Heat your Dutch oven or cocotte over medium heat, and add your oil to warm. Sautee onions for 7-10 minutes, stirring occasionally, until softened and starting to brown. Add whole garlic cloves and mix well.
Once your onions are at a good point (on their way to caramelized, but without the time commitment), add your stew meat and a big pinch of salt (or two). Stir occasionally for 3-5 minutes until meat begins to brown. More brown = more flavor! This is called the Maillard reaction, and it is delicious. With beautiful onions, whole garlic cloves, and browned meat, it is finally time to add your remaining ingredients.
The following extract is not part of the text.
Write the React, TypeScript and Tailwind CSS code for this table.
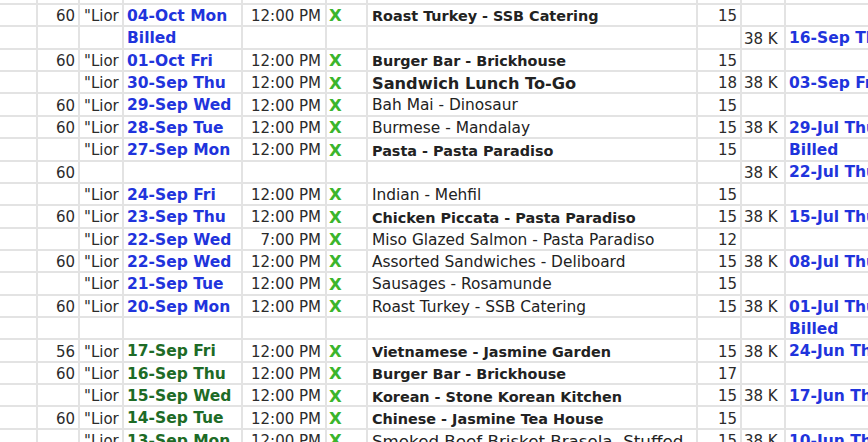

To your lovely concoction, add diced tomatoes, drained and rinsed beans, roasted peppers, chipotle peppers, tomato paste, a splash of red wine vinegar, cayenne and chipotle powders, and a big pinch of salt. If you struggle with mobility issues, it might be helpful to add these ingredients one at a time and stir in between. Once all ingredients are added, stir well to combine. Reduce heat to low and simmer, partially covered, for about 70 minutes. To ensure even cooking and prevent scorching anything on the bottom, stir every 15-20 min.
Once the meat is tender, serve immediately with a dollop of non-dairy yogurt. If you manage to have leftovers, refrigerate and consume within 3-5 days.